## Set problem
Quote the listing in full, exactly as given, minus any pictures.

## Collected material
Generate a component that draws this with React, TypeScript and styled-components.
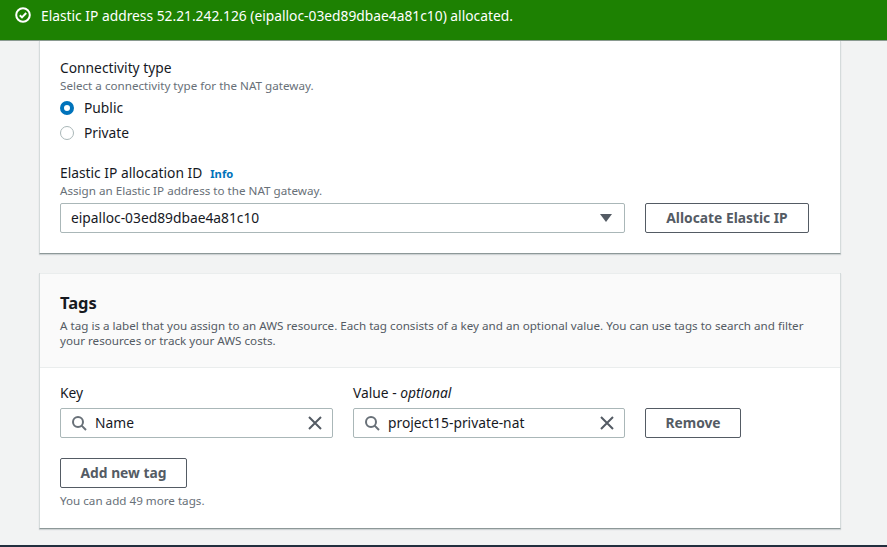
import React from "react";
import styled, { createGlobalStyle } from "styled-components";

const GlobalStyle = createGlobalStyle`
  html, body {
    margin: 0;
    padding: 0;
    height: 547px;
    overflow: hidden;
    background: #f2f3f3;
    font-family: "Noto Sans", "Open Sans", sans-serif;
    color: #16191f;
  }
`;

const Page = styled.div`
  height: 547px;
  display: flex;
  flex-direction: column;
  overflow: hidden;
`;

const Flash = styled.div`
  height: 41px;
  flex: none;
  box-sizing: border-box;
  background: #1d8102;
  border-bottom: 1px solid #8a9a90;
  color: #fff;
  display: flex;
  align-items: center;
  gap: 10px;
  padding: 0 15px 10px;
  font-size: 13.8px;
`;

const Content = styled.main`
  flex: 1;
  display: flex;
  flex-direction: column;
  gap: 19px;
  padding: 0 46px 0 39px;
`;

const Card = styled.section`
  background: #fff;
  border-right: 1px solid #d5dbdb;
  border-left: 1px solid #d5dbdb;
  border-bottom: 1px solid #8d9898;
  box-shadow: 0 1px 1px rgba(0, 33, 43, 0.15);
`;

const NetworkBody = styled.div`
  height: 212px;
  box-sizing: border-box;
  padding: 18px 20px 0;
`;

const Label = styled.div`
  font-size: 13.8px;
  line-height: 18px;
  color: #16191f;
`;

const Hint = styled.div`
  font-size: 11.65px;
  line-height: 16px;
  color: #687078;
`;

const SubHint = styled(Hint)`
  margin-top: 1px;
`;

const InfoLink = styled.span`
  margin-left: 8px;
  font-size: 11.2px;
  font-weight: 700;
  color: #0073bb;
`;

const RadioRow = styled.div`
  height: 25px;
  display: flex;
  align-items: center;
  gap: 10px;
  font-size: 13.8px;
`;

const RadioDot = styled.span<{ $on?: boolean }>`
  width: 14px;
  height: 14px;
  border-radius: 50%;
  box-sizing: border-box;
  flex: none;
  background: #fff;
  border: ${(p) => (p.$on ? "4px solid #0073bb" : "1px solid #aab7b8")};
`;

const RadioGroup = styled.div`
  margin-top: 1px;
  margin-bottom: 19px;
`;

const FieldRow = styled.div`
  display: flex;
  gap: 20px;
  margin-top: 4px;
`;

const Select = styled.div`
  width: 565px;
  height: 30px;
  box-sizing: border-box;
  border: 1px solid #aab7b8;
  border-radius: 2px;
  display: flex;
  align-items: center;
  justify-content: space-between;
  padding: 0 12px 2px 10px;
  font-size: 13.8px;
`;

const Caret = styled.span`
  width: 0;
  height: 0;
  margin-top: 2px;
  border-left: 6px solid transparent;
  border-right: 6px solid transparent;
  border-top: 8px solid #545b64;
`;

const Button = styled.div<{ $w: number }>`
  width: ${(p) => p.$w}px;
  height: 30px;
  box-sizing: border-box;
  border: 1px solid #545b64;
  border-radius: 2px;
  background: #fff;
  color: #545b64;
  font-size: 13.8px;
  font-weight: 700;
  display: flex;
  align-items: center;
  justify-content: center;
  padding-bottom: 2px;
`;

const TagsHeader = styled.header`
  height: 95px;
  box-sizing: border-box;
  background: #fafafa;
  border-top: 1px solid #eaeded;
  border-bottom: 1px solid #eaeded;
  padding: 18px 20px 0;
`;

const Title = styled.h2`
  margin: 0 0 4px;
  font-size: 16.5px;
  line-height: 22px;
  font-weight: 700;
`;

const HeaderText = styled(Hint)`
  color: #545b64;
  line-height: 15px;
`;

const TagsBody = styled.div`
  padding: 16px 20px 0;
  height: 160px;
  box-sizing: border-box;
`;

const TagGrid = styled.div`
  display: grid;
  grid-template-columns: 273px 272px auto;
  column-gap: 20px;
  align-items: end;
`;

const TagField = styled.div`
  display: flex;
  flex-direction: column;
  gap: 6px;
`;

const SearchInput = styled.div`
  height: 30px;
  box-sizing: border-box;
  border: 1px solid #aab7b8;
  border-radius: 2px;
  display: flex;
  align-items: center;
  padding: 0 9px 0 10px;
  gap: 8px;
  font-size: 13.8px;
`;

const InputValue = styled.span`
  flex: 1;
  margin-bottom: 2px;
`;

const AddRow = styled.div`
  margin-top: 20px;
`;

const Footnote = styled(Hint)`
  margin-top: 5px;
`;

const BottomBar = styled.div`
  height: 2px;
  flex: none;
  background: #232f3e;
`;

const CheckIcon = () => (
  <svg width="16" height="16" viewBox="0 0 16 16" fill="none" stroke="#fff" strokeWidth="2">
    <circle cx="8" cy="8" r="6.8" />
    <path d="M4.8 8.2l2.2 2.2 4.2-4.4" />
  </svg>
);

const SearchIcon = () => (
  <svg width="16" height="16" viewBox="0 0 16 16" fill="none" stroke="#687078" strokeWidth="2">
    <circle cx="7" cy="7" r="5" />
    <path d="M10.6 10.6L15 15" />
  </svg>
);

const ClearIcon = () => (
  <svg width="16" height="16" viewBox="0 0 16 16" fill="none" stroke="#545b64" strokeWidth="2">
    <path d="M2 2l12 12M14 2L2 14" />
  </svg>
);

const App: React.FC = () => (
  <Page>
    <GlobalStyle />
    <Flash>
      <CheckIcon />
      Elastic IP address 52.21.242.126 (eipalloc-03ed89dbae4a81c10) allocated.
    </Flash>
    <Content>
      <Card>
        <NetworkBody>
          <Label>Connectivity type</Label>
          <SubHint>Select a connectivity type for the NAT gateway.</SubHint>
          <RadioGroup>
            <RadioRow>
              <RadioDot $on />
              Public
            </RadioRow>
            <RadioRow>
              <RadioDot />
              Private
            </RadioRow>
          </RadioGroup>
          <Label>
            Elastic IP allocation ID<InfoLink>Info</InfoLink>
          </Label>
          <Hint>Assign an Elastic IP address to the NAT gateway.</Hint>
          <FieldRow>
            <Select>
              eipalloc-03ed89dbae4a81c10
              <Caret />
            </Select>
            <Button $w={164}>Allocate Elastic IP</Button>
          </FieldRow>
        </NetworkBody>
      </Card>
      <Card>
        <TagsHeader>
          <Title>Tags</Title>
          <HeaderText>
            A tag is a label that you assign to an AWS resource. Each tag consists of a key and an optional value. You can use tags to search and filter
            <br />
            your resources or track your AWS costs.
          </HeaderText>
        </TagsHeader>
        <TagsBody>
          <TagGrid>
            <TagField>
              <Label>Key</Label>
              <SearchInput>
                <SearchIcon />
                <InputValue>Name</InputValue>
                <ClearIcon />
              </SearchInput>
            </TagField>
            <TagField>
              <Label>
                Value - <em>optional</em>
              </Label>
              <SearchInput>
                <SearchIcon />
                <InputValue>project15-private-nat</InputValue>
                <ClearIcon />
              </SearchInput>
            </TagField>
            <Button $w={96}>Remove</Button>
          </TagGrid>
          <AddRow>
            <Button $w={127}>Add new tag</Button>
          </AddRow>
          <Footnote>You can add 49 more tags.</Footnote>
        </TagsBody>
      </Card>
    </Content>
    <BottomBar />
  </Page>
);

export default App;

## Solution to the problem
Generate a component that draws this with React, TypeScript and styled-components.
import React from "react";
import styled, { createGlobalStyle } from "styled-components";

const GlobalStyle = createGlobalStyle`
  html, body {
    margin: 0;
    padding: 0;
    height: 547px;
    overflow: hidden;
    background: #f2f3f3;
    font-family: "Noto Sans", "Open Sans", sans-serif;
    color: #16191f;
  }
`;

const Page = styled.div`
  height: 547px;
  display: flex;
  flex-direction: column;
  overflow: hidden;
`;

const Flash = styled.div`
  height: 41px;
  flex: none;
  box-sizing: border-box;
  background: #1d8102;
  border-bottom: 1px solid #8a9a90;
  color: #fff;
  display: flex;
  align-items: center;
  gap: 10px;
  padding: 0 15px 10px;
  font-size: 13.8px;
`;

const Content = styled.main`
  flex: 1;
  display: flex;
  flex-direction: column;
  gap: 19px;
  padding: 0 46px 0 39px;
`;

const Card = styled.section`
  background: #fff;
  border-right: 1px solid #d5dbdb;
  border-left: 1px solid #d5dbdb;
  border-bottom: 1px solid #8d9898;
  box-shadow: 0 1px 1px rgba(0, 33, 43, 0.15);
`;

const NetworkBody = styled.div`
  height: 212px;
  box-sizing: border-box;
  padding: 18px 20px 0;
`;

const Label = styled.div`
  font-size: 13.8px;
  line-height: 18px;
  color: #16191f;
`;

const Hint = styled.div`
  font-size: 11.65px;
  line-height: 16px;
  color: #687078;
`;

const SubHint = styled(Hint)`
  margin-top: 1px;
`;

const InfoLink = styled.span`
  margin-left: 8px;
  font-size: 11.2px;
  font-weight: 700;
  color: #0073bb;
`;

const RadioRow = styled.div`
  height: 25px;
  display: flex;
  align-items: center;
  gap: 10px;
  font-size: 13.8px;
`;

const RadioDot = styled.span<{ $on?: boolean }>`
  width: 14px;
  height: 14px;
  border-radius: 50%;
  box-sizing: border-box;
  flex: none;
  background: #fff;
  border: ${(p) => (p.$on ? "4px solid #0073bb" : "1px solid #aab7b8")};
`;

const RadioGroup = styled.div`
  margin-top: 1px;
  margin-bottom: 19px;
`;

const FieldRow = styled.div`
  display: flex;
  gap: 20px;
  margin-top: 4px;
`;

const Select = styled.div`
  width: 565px;
  height: 30px;
  box-sizing: border-box;
  border: 1px solid #aab7b8;
  border-radius: 2px;
  display: flex;
  align-items: center;
  justify-content: space-between;
  padding: 0 12px 2px 10px;
  font-size: 13.8px;
`;

const Caret = styled.span`
  width: 0;
  height: 0;
  margin-top: 2px;
  border-left: 6px solid transparent;
  border-right: 6px solid transparent;
  border-top: 8px solid #545b64;
`;

const Button = styled.div<{ $w: number }>`
  width: ${(p) => p.$w}px;
  height: 30px;
  box-sizing: border-box;
  border: 1px solid #545b64;
  border-radius: 2px;
  background: #fff;
  color: #545b64;
  font-size: 13.8px;
  font-weight: 700;
  display: flex;
  align-items: center;
  justify-content: center;
  padding-bottom: 2px;
`;

const TagsHeader = styled.header`
  height: 95px;
  box-sizing: border-box;
  background: #fafafa;
  border-top: 1px solid #eaeded;
  border-bottom: 1px solid #eaeded;
  padding: 18px 20px 0;
`;

const Title = styled.h2`
  margin: 0 0 4px;
  font-size: 16.5px;
  line-height: 22px;
  font-weight: 700;
`;

const HeaderText = styled(Hint)`
  color: #545b64;
  line-height: 15px;
`;

const TagsBody = styled.div`
  padding: 16px 20px 0;
  height: 160px;
  box-sizing: border-box;
`;

const TagGrid = styled.div`
  display: grid;
  grid-template-columns: 273px 272px auto;
  column-gap: 20px;
  align-items: end;
`;

const TagField = styled.div`
  display: flex;
  flex-direction: column;
  gap: 6px;
`;

const SearchInput = styled.div`
  height: 30px;
  box-sizing: border-box;
  border: 1px solid #aab7b8;
  border-radius: 2px;
  display: flex;
  align-items: center;
  padding: 0 9px 0 10px;
  gap: 8px;
  font-size: 13.8px;
`;

const InputValue = styled.span`
  flex: 1;
  margin-bottom: 2px;
`;

const AddRow = styled.div`
  margin-top: 20px;
`;

const Footnote = styled(Hint)`
  margin-top: 5px;
`;

const BottomBar = styled.div`
  height: 2px;
  flex: none;
  background: #232f3e;
`;

const CheckIcon = () => (
  <svg width="16" height="16" viewBox="0 0 16 16" fill="none" stroke="#fff" strokeWidth="2">
    <circle cx="8" cy="8" r="6.8" />
    <path d="M4.8 8.2l2.2 2.2 4.2-4.4" />
  </svg>
);

const SearchIcon = () => (
  <svg width="16" height="16" viewBox="0 0 16 16" fill="none" stroke="#687078" strokeWidth="2">
    <circle cx="7" cy="7" r="5" />
    <path d="M10.6 10.6L15 15" />
  </svg>
);

const ClearIcon = () => (
  <svg width="16" height="16" viewBox="0 0 16 16" fill="none" stroke="#545b64" strokeWidth="2">
    <path d="M2 2l12 12M14 2L2 14" />
  </svg>
);

const App: React.FC = () => (
  <Page>
    <GlobalStyle />
    <Flash>
      <CheckIcon />
      Elastic IP address 52.21.242.126 (eipalloc-03ed89dbae4a81c10) allocated.
    </Flash>
    <Content>
      <Card>
        <NetworkBody>
          <Label>Connectivity type</Label>
          <SubHint>Select a connectivity type for the NAT gateway.</SubHint>
          <RadioGroup>
            <RadioRow>
              <RadioDot $on />
              Public
            </RadioRow>
            <RadioRow>
              <RadioDot />
              Private
            </RadioRow>
          </RadioGroup>
          <Label>
            Elastic IP allocation ID<InfoLink>Info</InfoLink>
          </Label>
          <Hint>Assign an Elastic IP address to the NAT gateway.</Hint>
          <FieldRow>
            <Select>
              eipalloc-03ed89dbae4a81c10
              <Caret />
            </Select>
            <Button $w={164}>Allocate Elastic IP</Button>
          </FieldRow>
        </NetworkBody>
      </Card>
      <Card>
        <TagsHeader>
          <Title>Tags</Title>
          <HeaderText>
            A tag is a label that you assign to an AWS resource. Each tag consists of a key and an optional value. You can use tags to search and filter
            <br />
            your resources or track your AWS costs.
          </HeaderText>
        </TagsHeader>
        <TagsBody>
          <TagGrid>
            <TagField>
              <Label>Key</Label>
              <SearchInput>
                <SearchIcon />
                <InputValue>Name</InputValue>
                <ClearIcon />
              </SearchInput>
            </TagField>
            <TagField>
              <Label>
                Value - <em>optional</em>
              </Label>
              <SearchInput>
                <SearchIcon />
                <InputValue>project15-private-nat</InputValue>
                <ClearIcon />
              </SearchInput>
            </TagField>
            <Button $w={96}>Remove</Button>
          </TagGrid>
          <AddRow>
            <Button $w={127}>Add new tag</Button>
          </AddRow>
          <Footnote>You can add 49 more tags.</Footnote>
        </TagsBody>
      </Card>
    </Content>
    <BottomBar />
  </Page>
);

export default App;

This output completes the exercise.